'The EU's Economic Partnership Agreements with African, Caribbean and Pacific countries'
|Date||2 May 2011|
|Time||11:45 - 13:15|
One of the outcomes of the WTO 2001 Doha Ministerial Meeting was a WTO waiver for the EU’s unilateral tariff preferences on goods from 79 African, Caribbean and Pacific (ACP) countries, thereby protecting a system which would otherwise have been in violation of the WTO’s most favoured nation obligation. However, this waiver was to expire on 31 December 2007. This left only two legal options for the continuation of these preferences: either the EU could make these unilateral preferences non-discriminatory in terms of the WTO Enabling Clause, or it could conclude reciprocal free trade agreements with the ACP countries. The EU and most of the ACP countries chose the latter option, and commenced an ambitious program of negotiating six regional Economic Partnership Agreements (EPA), which were to cover not only trade in goods, but also trade in services, intellectual property, investment, and so on. But it has not been smooth sailing.
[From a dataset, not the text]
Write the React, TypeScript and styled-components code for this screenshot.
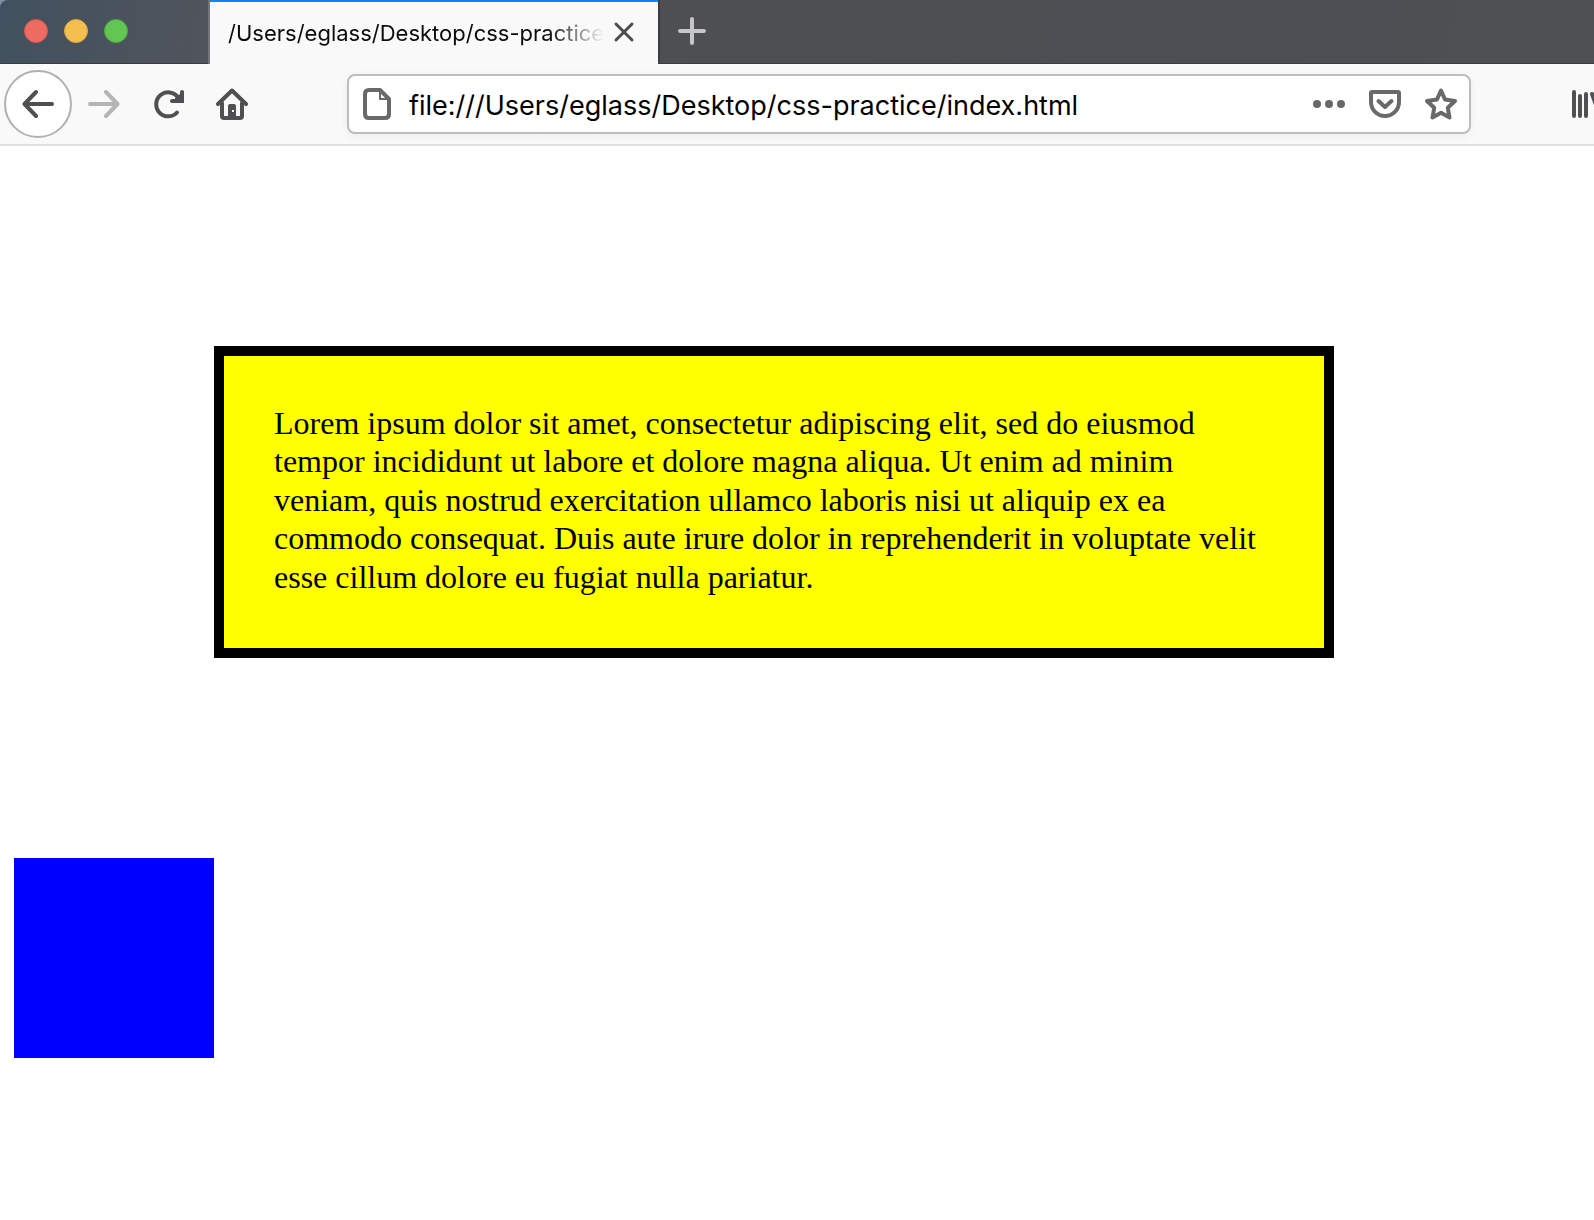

Only one regional group – the Cariforum – has concluded a full EPA, while the others have gone no further than signing limited ‘Interim EPAs’ covering only goods, with little prospect that these will be implemented any time soon. The process has also revealed tensions in the EU’s external trade and development policies, which has caused damage to the EU’s standing, particularly in Africa – the exact opposite of what was intended. This presentation will explore the background to the relations between the EU and the ACP countries, the negotiation process, the different interests of the parties, and finally some of the systemic problems with the EPA process in terms of the regional integration initiatives of the ACP states themselves.